Tuesday, October 7, 2014
Unizor - Probability - Discrete Distribution
In the previous lectures we introduced a concept of a random experiment and, as its mathematical model, we described sample space Ω (a set) that contained finite number N of elementary events e1, e2,...,eN (elements of this set) modeling the results (outcomes) of our random experiment.
With each such elementary event eK (where K∈[1,N]) we associated certain real number pK, its probability
0 ≤ pK ≤ 1 (K∈[1,N])
ΣpK = 1 where K∈[1,N]
This probability has all the characteristics of a measure (like weight, length or area) - its non-negative and additive - with the only restriction that the sum of all probability measures of all elementary events totals to 1 since it reflects the ratio of occurrence of any outcome to a total number of experiments.
The set of probabilities p1, p2,...,pN is called a probability distribution of our random experiment with finite number of outcomes.
If there is a random variable ξ defined on the set of elementary events that takes the value xK for an event eK (K∈[1,N]), then these same probabilities define the probability distribution of the random variable ξ:
P(ξ=x1) = p1
P(ξ=x2) = p2
...
P(ξ=xN) = pN
As you see, in this description we address random experiments with finite number of outcomes. The probability distributions associated with these random experiments, their elementary events and random variables defined on these events are called discreet since the different values of probabilities as well as the different values of random variables defined on the elementary events are separated from each other. They can be represented as individual points on a numeric line.
In a more complicated case there might be infinite but countable number of elementary events and values of a random variable defined on them.
For example, an experiment might be to choose any natural number N (this is the elementary event and, at the same time, the value of a random variable ξ defined on it) and assign a value of 1/(2^N) to a probability associated with this elementary event:
P(ξ=N)=1/(2^N).
There are infinite but countable number of different elementary events, all probabilities are in the range from 0 to 1 and their sum (which is a sum of an infinite geometric progression 1/2 + 1/4 + 1/8 + ...) equals to 1, as can be easily shown.

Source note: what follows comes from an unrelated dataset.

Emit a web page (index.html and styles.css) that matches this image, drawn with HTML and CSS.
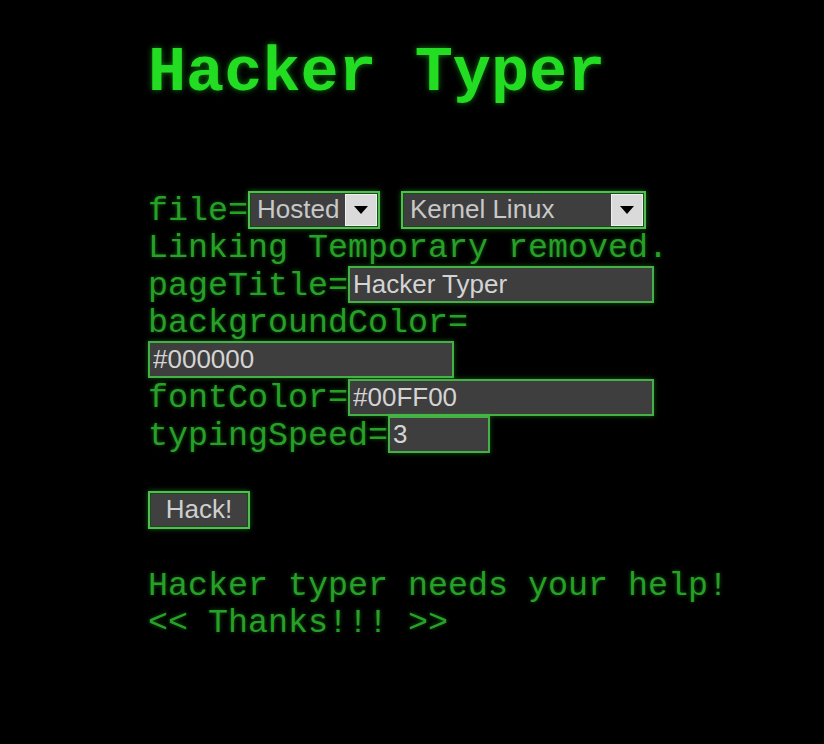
FILE: index.html
```html
<!DOCTYPE html>
<html lang="en">
<head>
    <meta charset="UTF-8">
    <meta name="viewport" content="width=device-width, initial-scale=1.0">
    <title>Hacker Typer</title>
    <link rel="stylesheet" href="styles.css">
</head>
<body>
    <div class="screen">
        <h1 class="title">Hacker Typer</h1>

        <form class="settings" onsubmit="return false">
            <div class="line">
                <span class="label">file=</span>
                <div class="select select-file">
                    <span class="value">Hosted</span>
                    <span class="arrow"><svg width="14" height="8" viewBox="0 0 14 8"><polygon points="0,0 14,0 7,8" fill="#000"/></svg></span>
                </div>
                <div class="select select-kernel">
                    <span class="value">Kernel Linux</span>
                    <span class="arrow"><svg width="14" height="8" viewBox="0 0 14 8"><polygon points="0,0 14,0 7,8" fill="#000"/></svg></span>
                </div>
            </div>
            <div class="line">
                <span class="label">Linking Temporary removed.</span>
            </div>
            <div class="line">
                <span class="label">pageTitle=</span>
                <input class="field field-wide" type="text" value="Hacker Typer">
            </div>
            <div class="line">
                <span class="label">backgroundColor=</span>
            </div>
            <div class="line">
                <input class="field field-wide" type="text" value="#000000">
            </div>
            <div class="line">
                <span class="label">fontColor=</span>
                <input class="field field-wide" type="text" value="#00FF00">
            </div>
            <div class="line">
                <span class="label">typingSpeed=</span>
                <input class="field field-short" type="text" value="3">
            </div>
            <div class="line"></div>
            <div class="line">
                <button class="hack" type="submit">Hack!</button>
            </div>
            <div class="line"></div>
            <div class="line">
                <span class="label">Hacker typer needs your help!</span>
            </div>
            <div class="line">
                <span class="label">&lt;&lt; Thanks!!! &gt;&gt;</span>
            </div>
        </form>
    </div>
</body>
</html>
```

FILE: styles.css
```css
/* Reset */
body, h1, form {
    margin: 0;
    padding: 0;
}

body {
    background-color: #000;
    color: #27a027;
    font-family: "Courier New", "Liberation Mono", monospace;
}

/* Page area */
.screen {
    padding: 42px 0 0 148px;
}

.title {
    font-size: 63.5px;
    line-height: 62px;
    font-weight: bold;
    color: #22dd22;
    text-shadow: 0 0 6px rgba(34, 221, 34, 0.55);
    margin-bottom: 87px;
}

/* Settings lines */
.line {
    display: flex;
    align-items: center;
    height: 37.5px;
}

.label {
    font-size: 33.34px;
    line-height: 37.5px;
    padding-top: 3px;
    white-space: pre;
    text-shadow: 0 0 4px rgba(42, 168, 42, 0.5);
}

/* Fake select boxes */
.select {
    display: flex;
    align-items: center;
    box-sizing: border-box;
    height: 38px;
    padding: 1px 1px 1px 7px;
    background-color: #3e3e3e;
    border: 2px solid #4fbf4f;
    box-shadow: 0 0 5px rgba(60, 220, 60, 0.45), inset 0 0 0 1px #1d4a1d;
}

.select-file {
    width: 132px;
}

.select-kernel {
    width: 245px;
    margin-left: 21px;
}

.select .value {
    flex: 1;
    font-family: "Liberation Sans", Arial, sans-serif;
    font-size: 26px;
    color: #c8c8c8;
}

.select .arrow {
    display: flex;
    align-items: center;
    justify-content: center;
    width: 32px;
    height: 32px;
    background-color: #dadada;
    border: 1px solid #f0f0f0;
    box-sizing: border-box;
}

/* Text fields */
.field {
    box-sizing: border-box;
    height: 37px;
    margin: 0;
    padding: 0 3px;
    background-color: #3e3e3e;
    border: 2px solid #45b045;
    box-shadow: 0 0 5px rgba(60, 220, 60, 0.4);
    color: #d4d4d4;
    font-family: "Liberation Sans", Arial, sans-serif;
    font-size: 26px;
    outline: none;
}

.field-wide {
    width: 306px;
}

.field-short {
    width: 102px;
}

/* Button */
.hack {
    box-sizing: border-box;
    width: 102px;
    height: 38px;
    background-color: #404040;
    border: 2px solid #4fbf4f;
    box-shadow: 0 0 5px rgba(60, 220, 60, 0.45), inset 0 0 0 1px #1d4a1d;
    color: #cfcfcf;
    font-family: "Liberation Sans", Arial, sans-serif;
    font-size: 26px;
    padding: 0;
    cursor: pointer;
}
```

The distribution of probabilities in this and analogous cases is also considered discrete since there is always a non-zero distance between different measures of probabilities and, if a random variable is defined on these elementary events, the values of such random variable will also be discrete, that is separated from each other.
Incidentally, for the example above would be interesting to calculate the expected value of the random variable ξ, that is to find a sum
Σ[K/(2^K)] where K∈[1,∞).
It's a good problem on geometric progression and we recommend to try to solve it by yourselves. The answer should be 2, by the way, but you need a little trick to come up with it.
It's very useful to represent the distribution of probabilities in a graphic form using a concept of an area as a substitute for a probability measure. On an X-axis in this representation we will use the points 1, 2, 3,... as the corresponding representation of elementary events e1, e2, e3,... This can be used for both finite and infinite countable number of elementary events.
Next on each segment from K−1 to K we build a rectangle of the height equal to the probability of the elementary event eK. The resulting figure - a combination of all such rectangles - is a good representation of the distribution of probabilities among elementary events. It's total area would always be 1 and elementary events with larger probability measure would be represented by higher rectangles.
For example, the distribution of probabilities for an ideal dice would be a set of 6 rectangles of equal height of 1/6.
In an example above, when the probability of choosing the number N equals to 1/(2^N), the picture would be different. The rectangle built on a segment from 1 to 2 will have a height 1/2, from 2 to 3 - 1/4, from 3 to 4 - 1/8 etc. Every next rectangle would have a height equal to a half of a previous one, sloping down to 0 as we move to infinity.